Auch die Frage, ob das Erwachen schon vorher vorhanden war oder nicht, ist von
untergeordneter Bedeutung und würde nur das Denken unnütz anheizen und zu
Spekulationen verführen. Erwachen heißt im Hier und Jetzt erwacht handeln und erwacht
denken, erwacht empfinden und aus einem umfassenden Geist heraus und ohne
dualistische Spaltung zu leben. Man könnte es fast als nüchtern und pragmatisch
bezeichnen, und dies zeichnet den Buddhismus ja gerade aus.
Die
Frage nach dem ewigen Wesen des Erwachens bringt also nichts, und jeder gute buddhistische
Meister warnt uns davor. Wir sollten uns nicht solchen spekulativen Fantasien
hingeben, wenn es darum geht, Befreiung und Freude zu finden. Die gibt es am
besten in der Wirklichkeit. Denn wahres Lernen gelingt bei Freude und
Wiederholung besonders gut, wie wir aus der Gehirnforschung wissen. Wer
krampfhaft nach der egoistischen eigenen Erleuchtung greift, greift ins Leere. Er
greift vergeblich nach einer Schein-Doktrin und einer Schein-Wahrheit. Aber durch
den Geist des Erwachens kann das gespaltene dualistische Denken von Ich und Du,
von dogmatisiertem Gut und Böse, von Ich und Universum usw. aufgelöst und zur
Harmonie gebracht werden. Dadurch verliert der Dualismus seinen zerstörerischen
Einfluss. Auf diese Weise finden das unterscheidende Denken und das gespaltene
Bewusstsein zu einem erwachten Geist also zum harmonische Ganzen. Dann können unnütze
Spekulationen wie „ich bin erwacht“ oder „das Erwachen ist zu mir gekommen“ zur
Ruhe kommen und das Denken kann sich in Harmonie zusammenfügen.
Hans-Peter Dürr, ein
theoretische Physiker, Schüler von Heisenberg, und Träger des alternativen
Nobelpreises, spricht davon, dass wir ein neues, nicht dualistisches Denken
brauchen. Wenn dieses neue Denken nach Dōgen aus dem Erwachen selbst entstanden
ist und sich mit dem Erwachen ereignet, kann man dies ohne Frage als Erleuchtung
bezeichnen. Dann kann ich zum Beispiel ruhig darüber nachdenken, was ich
gestern getan habe, ohne dass mein Ich von gestern wie ein anderes
abgespaltenes Subjekt erscheint. Das wäre vom Jetzt getrennt. Dann kann das Ich
von gestern mit dem Jetzt von Heute eine harmonische Ganzheit bilden.

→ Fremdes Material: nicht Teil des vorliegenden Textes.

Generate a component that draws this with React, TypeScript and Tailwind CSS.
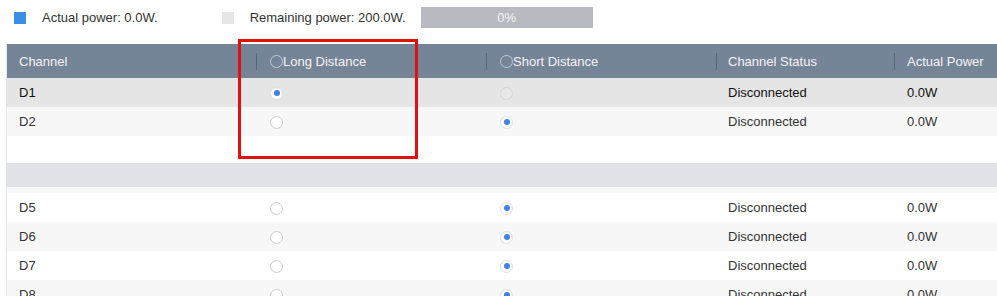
import React from 'react';

type Pick = 'long' | 'short';

interface Row {
  id: string;
  pick: Pick;
  longDisabled?: boolean;
  shortDisabled?: boolean;
  bg: string;
  strong?: boolean;
}

const TOP_ROWS: Row[] = [
  { id: 'D1', pick: 'long', shortDisabled: true, bg: 'bg-[#e5e5e5]', strong: true },
  { id: 'D2', pick: 'short', bg: 'bg-[#f7f7f7]' },
];

const BOTTOM_ROWS: Row[] = [
  { id: 'D5', pick: 'short', bg: 'bg-white' },
  { id: 'D6', pick: 'short', bg: 'bg-[#f7f7f7]' },
  { id: 'D7', pick: 'short', bg: 'bg-white' },
  { id: 'D8', pick: 'short', bg: 'bg-[#f7f7f7]' },
];

const COLS = 'grid grid-cols-[249px_230px_230px_178px_1fr]';

function Radio({ checked, disabled }: { checked?: boolean; disabled?: boolean }) {
  if (checked) {
    return (
      <span className="flex h-[13px] w-[13px] items-center justify-center rounded-full border border-[#dcdfe6] bg-white">
        <span className="h-[6px] w-[6px] rounded-full bg-[#3f82e4]" />
      </span>
    );
  }
  if (disabled) {
    return <span className="block h-[13px] w-[13px] rounded-full border border-[#d6d6d6] bg-[#e8e8e8]" />;
  }
  return <span className="block h-[13px] w-[13px] rounded-full border border-[#cdcdcd] bg-white" />;
}

function HeaderCell({ label, radio, sep, pl }: { label: string; radio?: boolean; sep?: boolean; pl: string }) {
  return (
    <div className={`flex items-center ${sep ? '' : pl}`}>
      {sep && <span className="h-[17px] w-px bg-[#59667a]" />}
      <div className={`flex items-center ${sep ? pl : ''}`}>
        {radio && <span className="block h-[13px] w-[13px] rounded-full border border-[#c3cad4]" />}
        <span>{label}</span>
      </div>
    </div>
  );
}

function DataRow({ row }: { row: Row }) {
  return (
    <div className={`${COLS} h-[29px] items-center pt-px ${row.bg} ${row.strong ? 'text-[#111]' : 'text-[#333]'}`}>
      <div className="pl-[12px]">{row.id}</div>
      <div className="pl-[14px]">
        <Radio checked={row.pick === 'long'} disabled={row.longDisabled} />
      </div>
      <div className="pl-[14px]">
        <Radio checked={row.pick === 'short'} disabled={row.shortDisabled} />
      </div>
      <div className="pl-[12px]">Disconnected</div>
      <div className="pl-[13px]">0.0W</div>
    </div>
  );
}

export default function App() {
  return (
    <div
      className="relative h-[296px] w-[997px] overflow-hidden bg-white text-[13px]"
      style={{ fontFamily: '"Liberation Sans", Arial, sans-serif' }}
    >
      {/* Power summary */}
      <div className="flex h-[44px] items-start pt-[7px] text-[#333]">
        <div className="flex h-[21px] items-center pl-[14px]">
          <span className="h-[12px] w-[12px] bg-[#3a8ee6]" />
          <span className="ml-[16px]">Actual power: 0.0W.</span>
        </div>
        <div className="ml-[64px] flex h-[21px] items-center">
          <span className="h-[12px] w-[12px] bg-[#e6e6e6]" />
          <span className="ml-[16px]">Remaining power: 200.0W.</span>
        </div>
        <div className="ml-[15px] flex h-[21px] w-[172px] items-center justify-center bg-[#b9b9c1] text-[#f4f4f6]">
          0%
        </div>
      </div>

      {/* Table */}
      <div className="ml-[6px] border-l border-[#e6e6ea]">
        <div className={`${COLS} h-[34px] items-center pt-px bg-[#768497] text-[#f2f4f7]`}>
          <HeaderCell label="Channel" pl="pl-[12px]" />
          <HeaderCell label="Long Distance" radio sep pl="pl-[13px]" />
          <HeaderCell label="Short Distance" radio sep pl="pl-[13px]" />
          <HeaderCell label="Channel Status" sep pl="pl-[11px]" />
          <HeaderCell label="Actual Power" sep pl="pl-[12px]" />
        </div>

        {TOP_ROWS.map((row) => (
          <DataRow key={row.id} row={row} />
        ))}

        <div className="h-[27px] bg-white" />
        <div className="h-[24px] bg-[#e1e1e8]" />
        <div className="h-[6px] bg-[#f8f8fa]" />

        {BOTTOM_ROWS.map((row) => (
          <DataRow key={row.id} row={row} />
        ))}
      </div>

      {/* Highlight annotation */}
      <div className="absolute left-[238px] top-[39px] h-[120px] w-[180px] border-[3px] border-[#e01010]" />
    </div>
  );
}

Dies alles darf aber nicht nur gedacht werden, sondern sollte in der Übungspraxis und im Alltag selbst erfahren, erlebt und verwirklicht werden. Dazu ist geistige Schulung allein zwar notwendig aber nicht hinreichend. Es würde sonst das praktische Handeln in Wechselwirkung mit Geist, Wahrnehmung und Gefühlen fehlen. Das ist auch die zentrale Lehre des großen Meisters Vasubandhu.
Dieses erwachte Handeln, Fühlen und Denken vermeidet Extreme und kommt aus unserer starken klaren Mitte.